Here's the first major movie of the new year that touches greatness, and damn if there isn't a curse hanging over it. Stop-Loss, directed with ferocity and feeling by Kimberly Peirce (Boys Don't Cry), is up against the war raging between audiences and films about Iraq. Box-office casualties last year include Lions for Lambs, Rendition, Redacted, Grace Is Gone and the unfairly scorned In the Valley of Elah.
Stop-Loss has the juice to break the jinx. The emotional battlefield on which Peirce paints her canvas strikes a universal chord that transcends politics and preaching. Peirce, who co-wrote the script with Mark Richard, takes us inside the minds and hearts of soldiers who enlisted after 9/11. Why? "To get the people who had done this," in the words of Peirce, whose brother joined a unit attached to the 82nd Airborne. At first, Peirce thought of making documentary about the trauma faced by men and women in military service who struggle to re-enter civilian life after duty in Iraq. She was struck hard by a story told by her brother about a soldier who'd done his time and been stop-lossed by the Army. The term refers to the involuntary extension of a soldier's enlistment contract. It turns out nearly 81,000 have been sent back into battle multiple times with no recourse — class-action lawsuits routinely fail — except to go AWOL. Using fictional characters, Peirce decided to craft a film about the lives of soldiers and their families living in a ghost world created by questionable government policy.
Some have already accused Stop-Loss of glorifying desertion. Bull. The film is a powder keg with no agenda except the human one. Ryan Phillippe stars as Sgt. Brandon King, just returned home to Brazos, Texas, with his childhood buddy Sgt. Steve Shriver (Channing Tatum). No matter how they try to eradicate the images of ambush that run in their heads, the men find their terror manifested in bar fights and bad dreams. Their friend Tommy Burgess (the superb Joseph Gordon-Levitt) is coming apart without the outlet war gave his violent, alcoholic nature. He opens fire on the gifts he and wife Jeanie (Mamie Gummer) receive at their wedding. Steve is waking up at night to dig a foxhole, much to the distress of his fiancée, Michele, Abbie Cornish). And Brandon, living with supportive parents (Lindamond and Ciarân Hinds), loses it when he's ordered back to Iraq. His decision to desert stuns Steve, as does Michele's decision to aid Brandon in his escape to Canada. The scenes of AWOL soldiers and their families living in an underground that extends across the country are the soul of the film.
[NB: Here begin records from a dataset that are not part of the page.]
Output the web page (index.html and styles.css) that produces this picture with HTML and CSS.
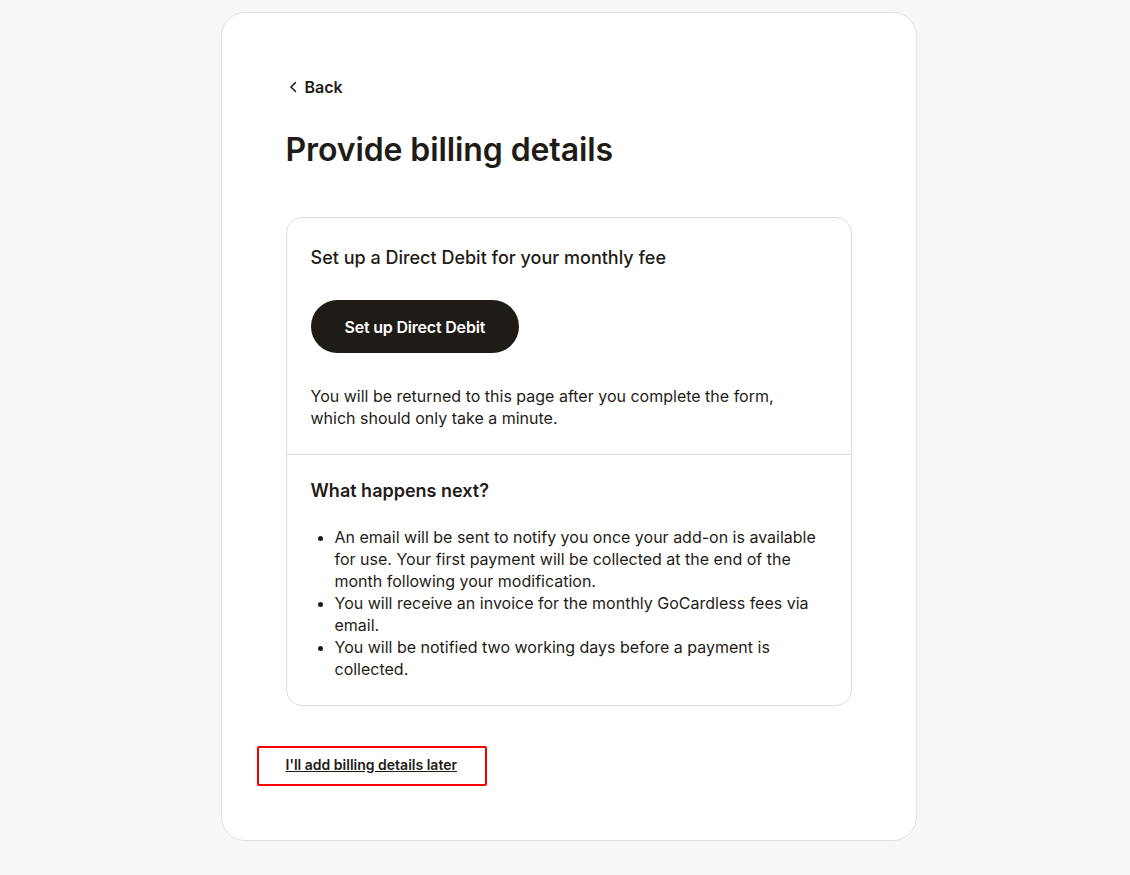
FILE: index.html
```html
<!DOCTYPE html>
<html lang="en">
<head>
  <meta charset="UTF-8" />
  <title>Provide billing details</title>
  <link rel="stylesheet" href="styles.css">
</head>
<body>
  <div class="page">
    <main class="panel">
      <a class="back" href="#">
        <svg width="16" height="16" viewBox="0 0 16 16" fill="none">
          <path d="M9.5 3.5 5 8l4.5 4.5" stroke="#1f1c18" stroke-width="1.5" stroke-linecap="round" stroke-linejoin="round"/>
        </svg>
        Back
      </a>

      <h1>Provide billing details</h1>

      <section class="box">
        <div class="box-part">
          <h2>Set up a Direct Debit for your monthly fee</h2>
          <button class="btn">Set up Direct Debit</button>
          <p>You will be returned to this page after you complete the form, which should only take a minute.</p>
        </div>
        <div class="box-part">
          <h3>What happens next?</h3>
          <ul>
            <li>An email will be sent to notify you once your add-on is available for use. Your first payment will be collected at the end of the month following your modification.</li>
            <li>You will receive an invoice for the monthly GoCardless fees via email.</li>
            <li>You will be notified two working days before a payment is collected.</li>
          </ul>
        </div>
      </section>

      <div class="later">
        <a href="#">I'll add billing details later</a>
      </div>
    </main>
  </div>
</body>
</html>
```

FILE: styles.css
```css
body {
  margin: 0;
  background: #f8f7f5;
  font-family: Inter, "Noto Sans", sans-serif;
  color: #1f1c18;
}

.page {
  display: flex;
  justify-content: center;
  padding: 12px 0 0 7px;
}

.panel {
  width: 566px;
  background: #fff;
  border: 1px solid #e2e0db;
  border-radius: 24px;
  padding: 64px 64px 54px;
}

.back {
  display: flex;
  align-items: center;
  gap: 3px;
  height: 20px;
  font-size: 16px;
  font-weight: 600;
  color: #1f1c18;
  text-decoration: none;
}

h1 {
  margin: 33px 0 47px;
  font-size: 32px;
  line-height: 40px;
  font-weight: 600;
  letter-spacing: -0.1px;
}

.box {
  border: 1px solid #dfddd9;
  border-radius: 16px;
}

.box-part {
  padding: 24px 24px 25px;
}

.box-part + .box-part {
  border-top: 1px solid #dfddd9;
}

h2 {
  margin: 0 0 26px;
  font-size: 18px;
  line-height: 32px;
  font-weight: 500;
}

.btn {
  display: block;
  height: 53px;
  padding: 0 34px;
  border: none;
  border-radius: 27px;
  background: #1f1c18;
  color: #fff;
  font-family: inherit;
  font-size: 16px;
  font-weight: 600;
  letter-spacing: -0.2px;
  cursor: pointer;
}

p {
  max-width: 480px;
  margin: 32px 0 0;
  font-size: 16px;
  line-height: 22px;
}

h3 {
  margin: 0;
  font-size: 18px;
  line-height: 24px;
  font-weight: 600;
}

ul {
  margin: 23px 0 0;
  padding-left: 24px;
  font-size: 16px;
  line-height: 22px;
}

.later {
  display: inline-block;
  margin: 40px 0 0 -29px;
  padding: 6px 28px 10px 27px;
  border: 2px solid #f00;
  border-radius: 2px;
}

.later a {
  font-size: 14px;
  line-height: 19px;
  font-weight: 600;
  color: #1f1c18;
}
```
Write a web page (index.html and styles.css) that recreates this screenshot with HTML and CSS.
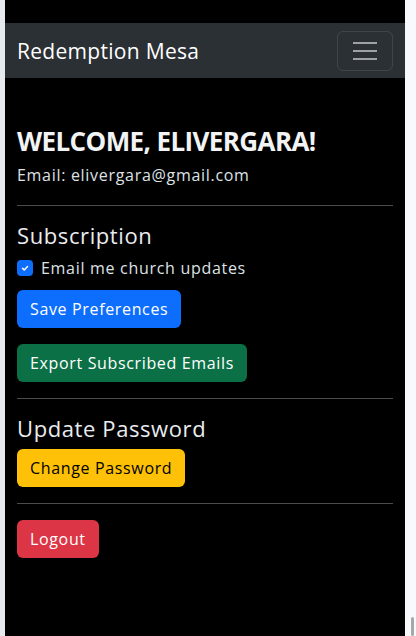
FILE: index.html
```html
<!DOCTYPE html>
<html lang="en">
<head>
<meta charset="utf-8">
<title>Redemption Mesa</title>
<link rel="stylesheet" href="styles.css">
</head>
<body>
<div class="app">
  <nav class="navbar">
    <span class="brand">Redemption Mesa</span>
    <button class="toggler" aria-label="Toggle navigation">
      <svg width="30" height="30" viewBox="0 0 30 30"><path d="M3 7h24M3 15h24M3 23h24" stroke="rgba(255,255,255,0.55)" stroke-width="2" stroke-linecap="butt"/></svg>
    </button>
  </nav>
  <main class="content">
    <h2 class="welcome">WELCOME, ELIVERGARA!</h2>
    <p class="email">Email: elivergara@gmail.com</p>
    <hr>
    <h4 class="section-title">Subscription</h4>
    <label class="check">
      <span class="check-box"><svg width="10" height="10" viewBox="0 0 20 20"><path d="M5 10.5l3.5 3.5 6.5-7" fill="none" stroke="#fff" stroke-width="3" stroke-linecap="round" stroke-linejoin="round"/></svg></span>
      <span>Email me church updates</span>
    </label>
    <div class="actions">
      <button class="btn btn-primary">Save Preferences</button>
      <button class="btn btn-success">Export Subscribed Emails</button>
    </div>
    <hr>
    <h4 class="section-title">Update Password</h4>
    <div class="actions">
      <button class="btn btn-warning">Change Password</button>
    </div>
    <hr>
    <div class="actions">
      <button class="btn btn-danger">Logout</button>
    </div>
  </main>
  <div class="scroll-thumb"></div>
</div>
</body>
</html>
```
FILE: styles.css
```css
html, body {
  margin: 0;
  padding: 0;
}
body {
  background: #f8f9fc;
  border-left: 5px solid #e6eaef;
  min-height: 636px;
  box-sizing: border-box;
  font-family: "Open Sans", "Noto Sans", sans-serif;
  color: #dee2e6;
  letter-spacing: 0.7px;
}
.app {
  width: 400px;
  min-height: 636px;
  background: #000;
  padding-top: 23px;
  box-sizing: border-box;
}
.navbar {
  background: #2b3035;
  height: 55px;
  padding: 0 12px;
  display: flex;
  align-items: center;
  justify-content: space-between;
}
.brand {
  font-size: 21px;
  letter-spacing: 0.3px;
  color: #fff;
}
.toggler {
  width: 56px;
  height: 40px;
  border: 1px solid rgba(255,255,255,0.1);
  border-radius: 6px;
  background: transparent;
  display: flex;
  align-items: center;
  justify-content: center;
  padding: 0;
}
.content {
  padding: 49px 12px 0;
}
.welcome {
  margin: 0 0 8px;
  font-size: 26px;
  line-height: 28px;
  font-weight: 700;
  letter-spacing: -0.6px;
  color: #f1f3f5;
}
.email {
  margin: 0 0 18px;
  font-size: 16px;
  line-height: 24px;
}
hr {
  border: 0;
  border-top: 1px solid #4a4d50;
  margin: 16px 0;
}
.section-title {
  margin: 0 0 8px;
  font-size: 22px;
  line-height: 26px;
  font-weight: 400;
  letter-spacing: 0.6px;
  color: #e9ecef;
}
.check {
  display: flex;
  align-items: center;
  gap: 8px;
  font-size: 16px;
  line-height: 24px;
  margin-bottom: 10px;
}
.check-box {
  width: 16px;
  height: 16px;
  border-radius: 4px;
  background: #0d6efd;
  display: flex;
  align-items: center;
  justify-content: center;
}
.actions {
  display: flex;
  flex-direction: column;
  align-items: flex-start;
  gap: 16px;
}
.btn {
  font-family: inherit;
  font-size: 16px;
  line-height: 24px;
  letter-spacing: 0.65px;
  padding: 6px 12px;
  border: 1px solid transparent;
  border-radius: 6px;
  cursor: pointer;
}
.btn-primary { background: #0d6efd; color: #fff; }
.btn-success { background: #0b7046; color: #fff; }
.btn-warning { background: #ffc107; color: #000; }
.btn-danger { background: #dc3545; color: #fff; }
.scroll-thumb {
  position: fixed;
  right: 2px;
  top: 617px;
  width: 3px;
  height: 19px;
  background: #a8a8a8;
  border-radius: 2px;
}
```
None of this would work if Peirce hadn't inspired her crew to push the envelope. Cinematographer Chris Menges, a poet of natural light, performs miracles of visual design. All the actors are exceptional. Phillippe (Flags of Our Fathers, Breach) is a dynamo, and indelibly moving when he catches Brandon in the act of discovering himself. Watch for the scene at a military hospital where he visits wounded comrade Rico Rodriguez (a knockout Victor Rasuk) and learns a hardcore lesson. Tatum (Step Up, A Guide to Recognizing Your Saints) excels by going beyond the call of hunk duty to find the demons tormenting Steve. His fistfight with Brandon at a cemetery locates the film's grieving heart. The most surprising performance comes from Cornish, the Aussie actress best known for her junkie turn opposite Heath Ledger in Candy. Female roles are usually marginal in war movies, but Cornish — working in tandem with Peirce — makes Michele a compassionate warrior who may be torn between two lovers but holds no doubt about the moral ground on which she stands. There's not an ounce of Hollywood fakery in Cornish — she's the real deal. So's the movie. And so is Peirce. It's been nine years since she debuted with Boys Don't Cry, but her empathy with society's outsiders is undiminished and fills every frame of Stop-Loss. Even when the script slips into sentiment, Peirce sticks with her troubled, questing soldiers, and through this raw and riveting movie, they stick with us.